Task to complete>
Every line below that contains "table" is to be copied.
[start of Information shown]
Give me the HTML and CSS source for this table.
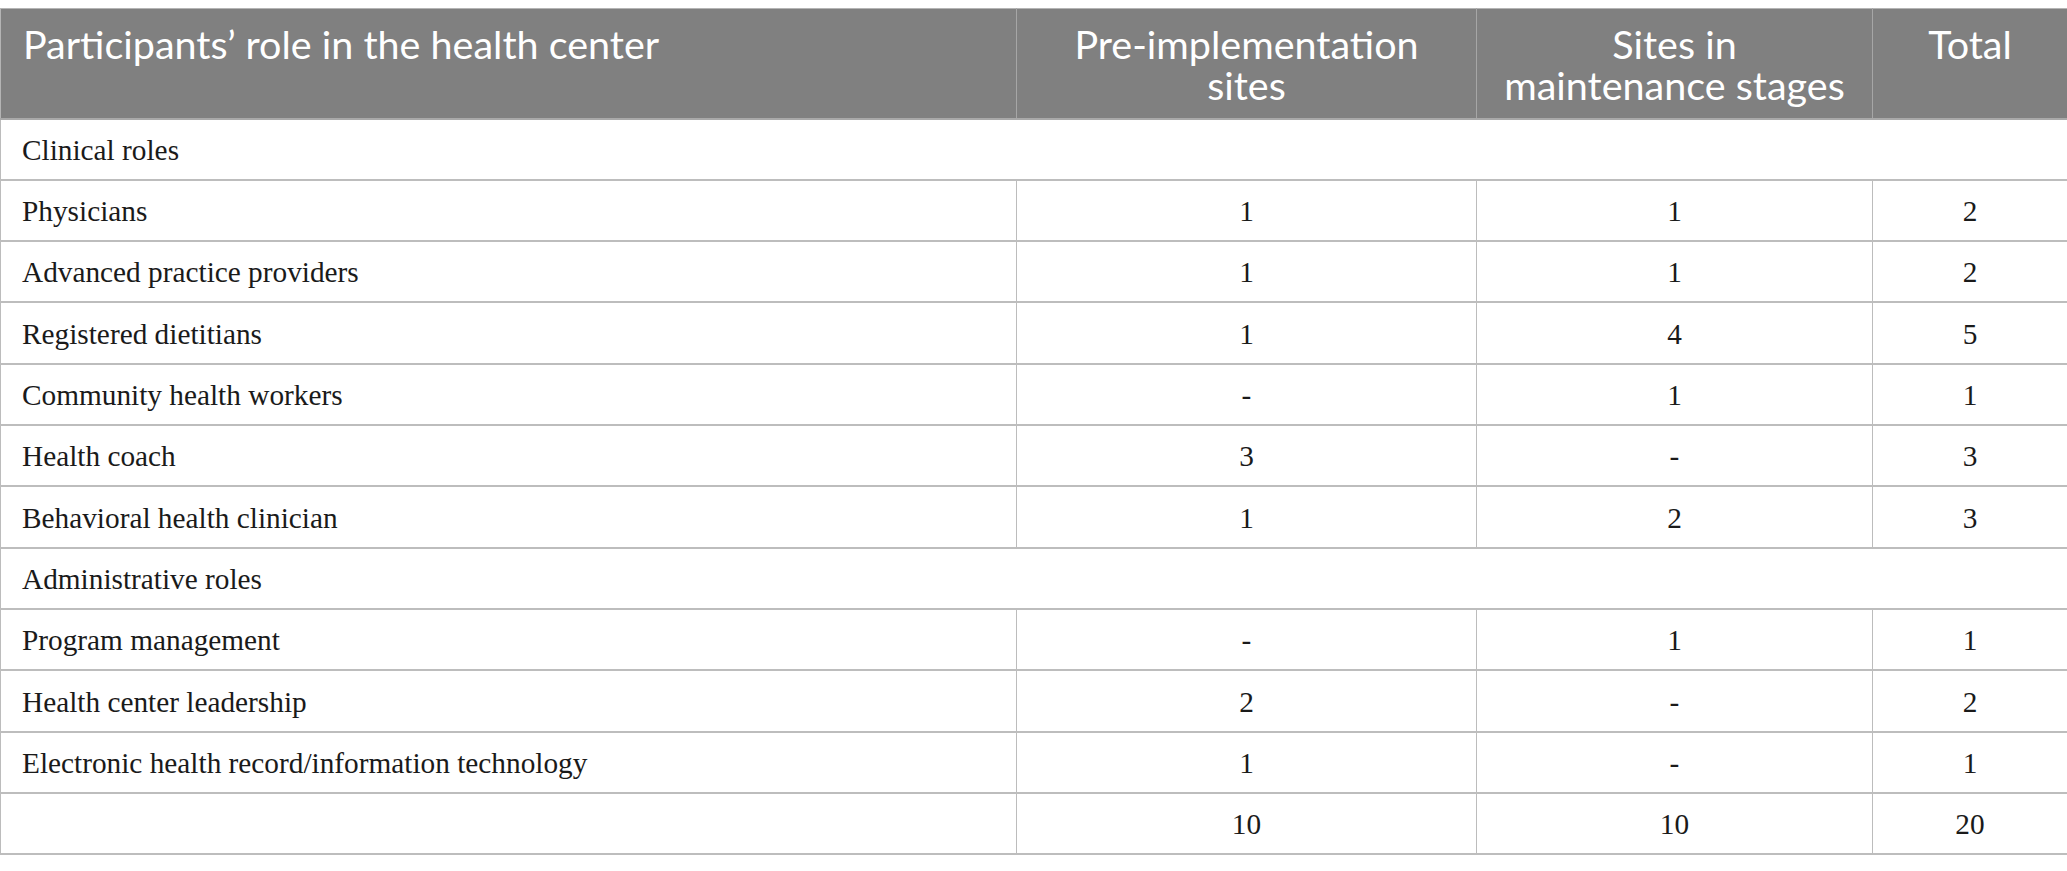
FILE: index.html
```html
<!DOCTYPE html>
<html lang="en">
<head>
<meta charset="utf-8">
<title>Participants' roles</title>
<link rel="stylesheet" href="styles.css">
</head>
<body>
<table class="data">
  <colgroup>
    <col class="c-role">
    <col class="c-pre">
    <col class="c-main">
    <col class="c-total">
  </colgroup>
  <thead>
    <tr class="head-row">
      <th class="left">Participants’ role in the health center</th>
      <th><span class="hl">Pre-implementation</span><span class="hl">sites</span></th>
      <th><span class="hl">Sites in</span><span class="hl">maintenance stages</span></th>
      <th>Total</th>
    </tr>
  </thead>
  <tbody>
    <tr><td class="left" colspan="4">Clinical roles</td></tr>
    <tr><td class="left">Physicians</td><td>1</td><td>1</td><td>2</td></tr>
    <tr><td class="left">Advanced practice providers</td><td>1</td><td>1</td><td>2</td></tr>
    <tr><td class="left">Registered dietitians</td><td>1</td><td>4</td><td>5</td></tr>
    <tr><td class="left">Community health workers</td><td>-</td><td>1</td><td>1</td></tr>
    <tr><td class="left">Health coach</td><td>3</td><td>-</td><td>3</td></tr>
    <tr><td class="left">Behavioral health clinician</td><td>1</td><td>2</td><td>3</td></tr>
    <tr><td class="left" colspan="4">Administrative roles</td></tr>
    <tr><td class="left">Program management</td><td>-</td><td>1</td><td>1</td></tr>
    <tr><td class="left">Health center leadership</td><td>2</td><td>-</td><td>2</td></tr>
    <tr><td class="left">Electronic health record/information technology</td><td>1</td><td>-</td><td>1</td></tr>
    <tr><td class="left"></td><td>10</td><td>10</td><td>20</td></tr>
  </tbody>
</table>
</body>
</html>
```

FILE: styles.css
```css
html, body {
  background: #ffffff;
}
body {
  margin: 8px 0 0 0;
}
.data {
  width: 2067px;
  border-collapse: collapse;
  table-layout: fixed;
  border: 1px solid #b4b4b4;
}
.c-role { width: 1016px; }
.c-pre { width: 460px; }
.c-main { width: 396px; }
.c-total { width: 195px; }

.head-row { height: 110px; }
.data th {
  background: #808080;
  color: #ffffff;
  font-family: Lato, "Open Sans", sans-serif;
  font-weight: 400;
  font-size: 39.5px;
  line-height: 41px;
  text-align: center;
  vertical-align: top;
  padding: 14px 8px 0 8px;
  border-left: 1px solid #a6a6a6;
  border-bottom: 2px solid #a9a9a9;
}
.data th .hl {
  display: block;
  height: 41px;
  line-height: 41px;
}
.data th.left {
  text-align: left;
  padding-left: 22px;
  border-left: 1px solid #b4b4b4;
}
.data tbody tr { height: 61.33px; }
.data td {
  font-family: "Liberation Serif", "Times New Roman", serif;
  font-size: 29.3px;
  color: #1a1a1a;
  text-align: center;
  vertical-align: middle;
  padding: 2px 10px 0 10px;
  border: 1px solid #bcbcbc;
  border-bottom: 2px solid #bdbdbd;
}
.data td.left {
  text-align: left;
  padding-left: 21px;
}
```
[end of Information shown]
Problem solution>
Give me the HTML and CSS source for this table.
<table class="data">
</table>
  table-layout: fixed;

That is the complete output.